Going back through this blog in an attempt to semi-organize it, I realized I never gave an overview of 529 plans and how they work. That would probably explain all the questions I get about them. So, here are some 529 plan basics.

529 plans are tax-deferred savings vehicles for higher education named after section 529 of the Internal Revenue Code. 529 plans are run by states or higher education institutions. All 529 plans offer two tax advantages:

  • Tax-free growth of funds in the account
  • Tax-free withdrawals, as long as the funds are used for qualified higher education expenses (QHEEs)

Many plans also give tax breaks to their residents for contributions to their state’s plan. Oregon, for example, gives a tax deduction for approximately $4,500 in annual contributions for married/joint filers.

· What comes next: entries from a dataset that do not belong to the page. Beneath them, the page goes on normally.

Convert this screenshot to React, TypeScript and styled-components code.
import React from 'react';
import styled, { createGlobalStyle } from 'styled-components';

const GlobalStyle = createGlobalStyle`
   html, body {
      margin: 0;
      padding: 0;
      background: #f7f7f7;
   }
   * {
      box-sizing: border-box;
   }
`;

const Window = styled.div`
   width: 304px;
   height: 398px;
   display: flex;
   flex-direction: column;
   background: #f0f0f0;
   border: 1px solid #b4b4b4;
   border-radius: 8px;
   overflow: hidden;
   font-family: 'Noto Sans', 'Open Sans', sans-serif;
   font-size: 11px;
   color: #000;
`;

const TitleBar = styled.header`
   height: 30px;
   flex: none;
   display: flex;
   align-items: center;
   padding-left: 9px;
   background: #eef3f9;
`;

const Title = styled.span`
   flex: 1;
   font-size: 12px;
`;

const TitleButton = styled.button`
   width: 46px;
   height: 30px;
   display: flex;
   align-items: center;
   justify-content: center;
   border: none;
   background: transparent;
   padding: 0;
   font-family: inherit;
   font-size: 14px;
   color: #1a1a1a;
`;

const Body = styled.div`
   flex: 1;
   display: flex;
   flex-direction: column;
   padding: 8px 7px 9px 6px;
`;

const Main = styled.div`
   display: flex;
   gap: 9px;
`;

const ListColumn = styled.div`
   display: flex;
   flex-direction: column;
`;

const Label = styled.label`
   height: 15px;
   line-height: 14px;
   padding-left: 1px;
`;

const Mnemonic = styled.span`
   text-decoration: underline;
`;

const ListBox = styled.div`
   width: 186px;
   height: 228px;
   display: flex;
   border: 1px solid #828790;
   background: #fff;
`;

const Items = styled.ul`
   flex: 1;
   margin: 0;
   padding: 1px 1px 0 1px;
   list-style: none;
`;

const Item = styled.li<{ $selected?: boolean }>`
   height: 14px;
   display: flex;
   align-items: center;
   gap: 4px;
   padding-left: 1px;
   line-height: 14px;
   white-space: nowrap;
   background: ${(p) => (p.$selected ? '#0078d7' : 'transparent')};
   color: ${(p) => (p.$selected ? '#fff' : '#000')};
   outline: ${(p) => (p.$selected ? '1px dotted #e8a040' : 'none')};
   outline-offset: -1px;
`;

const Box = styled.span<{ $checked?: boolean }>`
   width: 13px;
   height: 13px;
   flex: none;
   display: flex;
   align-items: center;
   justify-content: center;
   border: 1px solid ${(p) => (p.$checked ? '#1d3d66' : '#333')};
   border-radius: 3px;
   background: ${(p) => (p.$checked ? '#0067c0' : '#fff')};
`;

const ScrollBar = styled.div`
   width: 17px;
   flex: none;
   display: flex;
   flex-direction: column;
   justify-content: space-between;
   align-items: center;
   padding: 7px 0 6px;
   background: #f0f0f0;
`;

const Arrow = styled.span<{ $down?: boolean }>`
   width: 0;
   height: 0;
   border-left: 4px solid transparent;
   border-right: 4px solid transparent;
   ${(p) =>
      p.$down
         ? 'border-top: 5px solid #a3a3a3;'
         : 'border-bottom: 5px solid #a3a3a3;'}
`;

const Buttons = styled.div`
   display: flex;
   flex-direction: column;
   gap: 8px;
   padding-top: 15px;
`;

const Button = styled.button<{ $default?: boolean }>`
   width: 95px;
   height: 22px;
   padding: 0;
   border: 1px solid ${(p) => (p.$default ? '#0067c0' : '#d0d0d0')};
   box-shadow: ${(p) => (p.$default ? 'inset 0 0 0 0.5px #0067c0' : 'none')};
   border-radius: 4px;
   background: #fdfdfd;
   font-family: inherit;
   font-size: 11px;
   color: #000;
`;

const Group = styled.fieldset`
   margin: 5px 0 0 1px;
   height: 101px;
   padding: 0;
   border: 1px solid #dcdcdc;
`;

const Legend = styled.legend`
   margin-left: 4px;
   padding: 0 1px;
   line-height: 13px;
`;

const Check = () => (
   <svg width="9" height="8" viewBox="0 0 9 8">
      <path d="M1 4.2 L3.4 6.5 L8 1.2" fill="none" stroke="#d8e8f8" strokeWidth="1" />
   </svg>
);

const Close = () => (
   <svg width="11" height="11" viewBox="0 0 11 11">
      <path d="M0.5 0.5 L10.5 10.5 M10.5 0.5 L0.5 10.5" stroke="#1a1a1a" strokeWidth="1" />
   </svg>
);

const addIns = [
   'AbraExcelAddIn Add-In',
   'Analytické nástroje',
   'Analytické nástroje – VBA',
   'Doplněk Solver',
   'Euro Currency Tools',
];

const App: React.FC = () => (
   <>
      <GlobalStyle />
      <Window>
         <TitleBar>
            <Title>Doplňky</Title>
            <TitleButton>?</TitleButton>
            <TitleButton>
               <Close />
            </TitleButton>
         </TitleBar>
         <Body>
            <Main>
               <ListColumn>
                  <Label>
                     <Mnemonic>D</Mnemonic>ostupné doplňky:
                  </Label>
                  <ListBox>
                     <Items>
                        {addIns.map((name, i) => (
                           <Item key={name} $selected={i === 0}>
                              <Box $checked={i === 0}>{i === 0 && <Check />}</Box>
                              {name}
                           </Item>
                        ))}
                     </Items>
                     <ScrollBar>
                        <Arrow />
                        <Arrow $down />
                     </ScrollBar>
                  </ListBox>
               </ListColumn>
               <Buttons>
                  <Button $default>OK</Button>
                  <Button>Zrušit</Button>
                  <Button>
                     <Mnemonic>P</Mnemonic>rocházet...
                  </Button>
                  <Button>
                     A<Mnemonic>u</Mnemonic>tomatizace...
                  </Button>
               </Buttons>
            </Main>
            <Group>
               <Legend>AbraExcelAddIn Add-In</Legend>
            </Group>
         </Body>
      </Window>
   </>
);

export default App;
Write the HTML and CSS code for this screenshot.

529 plans come in two “flavors”:

  • Prepaid plans allow you to lock in tuition rates in today’s dollars. You buy “credits” at today’s cost which are redeemed for future expenses. These plans are only offered by a few states and the benefits may be limited to certain schools. The plans’ “performance” is a function of tuition inflation.
  • Savings plans are offered by every state and allow participants to invest in mutual funds or diversified portfolios which may be allocated based on the beneficiary’s age. The plan’s performance is the performance of the underlying investments that the participant has chosen.

You can choose any state’s plan for your college savings, and you can have multiple accounts in different states. Some of the factors to consider in weighing different plans are whether your state offers a tax deduction for contributions, what investment choices a plan offers, and plan fees and expenses.

As the parent, you are the account Owner; your student is the Beneficiary. You’ll want to establish an account for each student in your household. You can change beneficiaries, too, so that if your child doesn’t use the full balance in their account, you can use it for a younger sibling or other relative, continuing education for yourself, or hang onto it for the next generation.

And anyone– not just parents– can open a 529 plan for a child. It’s a popular way for grandparents to gift to their grandchildren, especially since the account owner retains control of the account and can therefore ensure that the money is spent for education.